For items or services not readily available commercially, charities can estimate FMV based on similar or comparable goods or services. Comparability doesn’t require identical features, just reasonable similarity in value.
Let’s look at a few examples to illustrate how charities might determine a good faith estimate:
Example 1: Tennis Lesson. A charity offers a one-hour tennis lesson with a pro for a $500 donation. The pro normally charges $100 for a one-hour lesson commercially. A good faith estimate of the lesson’s FMV is $100.
Example 2: Museum Event. A museum allows a donor to host a private event in a museum room for a $50,000 donation. A comparable hotel ballroom with similar capacity and amenities rents for $2,500. A good faith estimate for the museum event space is $2,500, even though the museum setting is unique.
Example 3: Artist-Led Museum Tour. For a $1,000 donation, a charity offers an evening museum tour led by a famous artist who doesn’t offer commercial tours. Public tours are normally free. In this case, a good faith estimate of the tour’s FMV is $0, even with the artist’s involvement, as similar tours are free to the public.
Penalties for Non-Disclosure
Charities that fail to provide the required disclosure statement for quid pro quo contributions exceeding $75 can face penalties. The penalty is $10 per contribution for which they fail to disclose, with a cap of $5,000 per fundraising event or mailing.
However, charities can avoid penalties if they can demonstrate that the failure to disclose was due to “reasonable cause” and not willful neglect.

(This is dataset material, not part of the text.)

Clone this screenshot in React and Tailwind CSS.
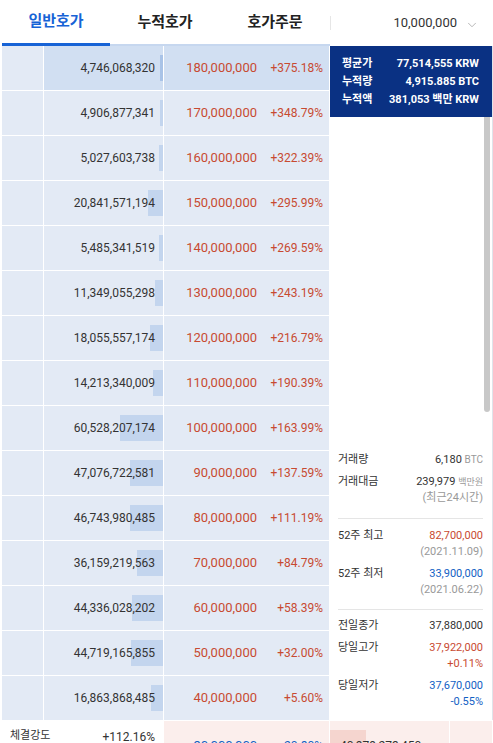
import { ChevronDown } from 'lucide-react';

const FONT = { fontFamily: 'Roboto, "Noto Sans CJK KR", sans-serif' };

const ASKS = [
  ['4,746,068,320', '180,000,000', '+375.18%'],
  ['4,906,877,341', '170,000,000', '+348.79%'],
  ['5,027,603,738', '160,000,000', '+322.39%'],
  ['20,841,571,194', '150,000,000', '+295.99%'],
  ['5,485,341,519', '140,000,000', '+269.59%'],
  ['11,349,055,298', '130,000,000', '+243.19%'],
  ['18,055,557,174', '120,000,000', '+216.79%'],
  ['14,213,340,009', '110,000,000', '+190.39%'],
  ['60,528,207,174', '100,000,000', '+163.99%'],
  ['47,076,722,581', '90,000,000', '+137.59%'],
  ['46,743,980,485', '80,000,000', '+111.19%'],
  ['36,159,219,563', '70,000,000', '+84.79%'],
  ['44,336,028,202', '60,000,000', '+58.39%'],
  ['44,719,165,855', '50,000,000', '+32.00%'],
  ['16,863,868,485', '40,000,000', '+5.60%'],
];

const MAX = 60528207174;

function AskRow({ vol, price, pct, active }) {
  const w = Math.max(3, Math.round((Number(vol.replace(/,/g, '')) / MAX) * 43));
  const bg = active ? 'bg-[#d1dff2]' : 'bg-[#e3eaf5]';
  return (
    <div className="flex gap-px h-[44px]">
      <div className="w-[41px] bg-[#e3eaf5]" />
      <div className={`relative w-[119px] ${bg} flex items-center justify-end pr-[8px]`}>
        <div
          className={`absolute right-0 top-[9px] h-[26px] ${active ? 'bg-[#a9c3e7]' : 'bg-[#c3d5ee]'}`}
          style={{ width: w }}
        />
        <span className="relative text-[12px] text-[#333]">{vol}</span>
      </div>
      <div className={`w-[165px] ${bg} flex items-center text-[#c84a31]`}>
        <span className="w-[93px] text-right text-[13px]">{price}</span>
        <span className="flex-1 text-right pr-[6px] text-[12px]">{pct}</span>
      </div>
    </div>
  );
}

function Line({ label, value, cls = 'text-[#333]', className = '' }) {
  return (
    <div className={`flex justify-between items-center h-[16px] text-[11px] ${className}`}>
      <span className="text-[#333]">{label}</span>
      <span className={cls}>{value}</span>
    </div>
  );
}

export default function App() {
  return (
    <div className="w-[493px] h-[743px] overflow-hidden bg-white" style={FONT}>
      <div className="flex h-[46px] pl-[2px]">
        <div className="flex w-[328px] border-b-2 border-[#c6d7ef]">
          <div className="w-[108px] flex items-center justify-center text-[15px] font-bold text-[#1763d6] border-b-[3px] border-[#1763d6] -mb-[2px]">
            일반호가
          </div>
          <div className="w-[110px] flex items-center justify-center text-[15px] font-semibold text-[#222]">
            누적호가
          </div>
          <div className="w-[110px] flex items-center justify-center text-[15px] font-semibold text-[#222]">
            호가주문
          </div>
        </div>
        <div className="flex-1 flex items-center">
          <div className="w-px h-[14px] bg-[#e6e6e6]" />
          <div className="flex-1 flex items-center justify-end pr-[14px] gap-[8px] text-[13px] text-[#333]">
            10,000,000
            <ChevronDown size={14} strokeWidth={1.2} className="text-[#999] mt-[3px]" />
          </div>
        </div>
      </div>

      <div className="flex gap-px bg-white pl-[2px]">
        <div className="flex flex-col gap-px w-[327px]">
          {ASKS.map((r, i) => (
            <AskRow key={i} vol={r[0]} price={r[1]} pct={r[2]} active={i === 0} />
          ))}
        </div>
        <div className="relative w-[163px] h-[674px] flex flex-col border-r border-[#dfe4ea]">
          <div className="h-[71px] bg-[#0a3183] text-white text-[11px] font-bold pt-[9px] pl-[12px] pr-[13px]">
            <div className="flex justify-between h-[18px] items-center"><span>평균가</span><span>77,514,555 KRW</span></div>
            <div className="flex justify-between h-[18px] items-center"><span>누적량</span><span>4,915.885 BTC</span></div>
            <div className="flex justify-between h-[18px] items-center"><span>누적액</span><span>381,053 백만 KRW</span></div>
          </div>
          <div className="absolute right-[2px] top-[71px] w-[6px] h-[295px] bg-[#c8c8c8] rounded-b-[3px]" />
          <div className="mt-[335px] pl-[8px] pr-[9px]">
            <Line label="거래량" value={<>6,180 <span className="text-[10px] text-[#999]">BTC</span></>} className="h-[17px]" />
            <Line label="거래대금" value={<>239,979 <span className="text-[9px] text-[#999]">백만원</span></>} className="mt-[5px]" />
            <Line label="" value="(최근24시간)" cls="text-[#999]" />
            <div className="h-px bg-[#e5e5e5] mt-[12px]" />
            <Line label="52주 최고" value="82,700,000" cls="text-[#c84a31]" className="mt-[9px]" />
            <Line label="" value="(2021.11.09)" cls="text-[#999]" />
            <Line label="52주 최저" value="33,900,000" cls="text-[#1261c4]" className="mt-[6px]" />
            <Line label="" value="(2021.06.22)" cls="text-[#999]" />
            <div className="h-px bg-[#e5e5e5] mt-[11px]" />
            <Line label="전일종가" value="37,880,000" className="mt-[8px]" />
            <Line label="당일고가" value="37,922,000" cls="text-[#c84a31]" className="mt-[6px]" />
            <Line label="" value="+0.11%" cls="text-[#c84a31]" />
            <Line label="당일저가" value="37,670,000" cls="text-[#1261c4]" className="mt-[6px]" />
            <Line label="" value="-0.55%" cls="text-[#1261c4]" />
          </div>
        </div>
      </div>

      <div className="flex gap-px h-[44px] mt-px pl-[2px]">
        <div className="w-[161px] bg-white flex items-start justify-between pl-[8px] pr-[8px] pt-[7px] text-[11px] text-[#333]">
          <span>체결강도</span>
          <span className="text-[12px]">+112.16%</span>
        </div>
        <div className="w-[165px] bg-[#fbeeec] flex items-center pt-[6px] text-[#1261c4]">
          <span className="w-[93px] text-right text-[13px]">30,000,000</span>
          <span className="flex-1 text-right pr-[6px] text-[12px]">-20.80%</span>
        </div>
        <div className="relative w-[119px] bg-[#fbeeec] flex items-center pt-[6px] pl-[10px]">
          <div className="absolute left-0 top-[9px] h-[26px] w-[36px] bg-[#f5d5cf]" />
          <span className="relative text-[12px] text-[#333]">40,979,273,450</span>
        </div>
        <div className="w-[42px] bg-[#fbeeec]" />
      </div>
    </div>
  );
}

Navigating Quid Pro Quo Contributions
Understanding quid pro quo contributions is essential for both donors and charities. For donors, it ensures they correctly calculate their tax-deductible charitable contributions. For charities, it’s about compliance and maintaining transparency with their donors. By adhering to IRS guidelines and providing clear disclosure statements when necessary, charities can foster trust and ensure smooth donation processes. While the term “quid” might have multiple meanings, in the realm of charitable giving, understanding “quid pro quo” is key to responsible and informed donations.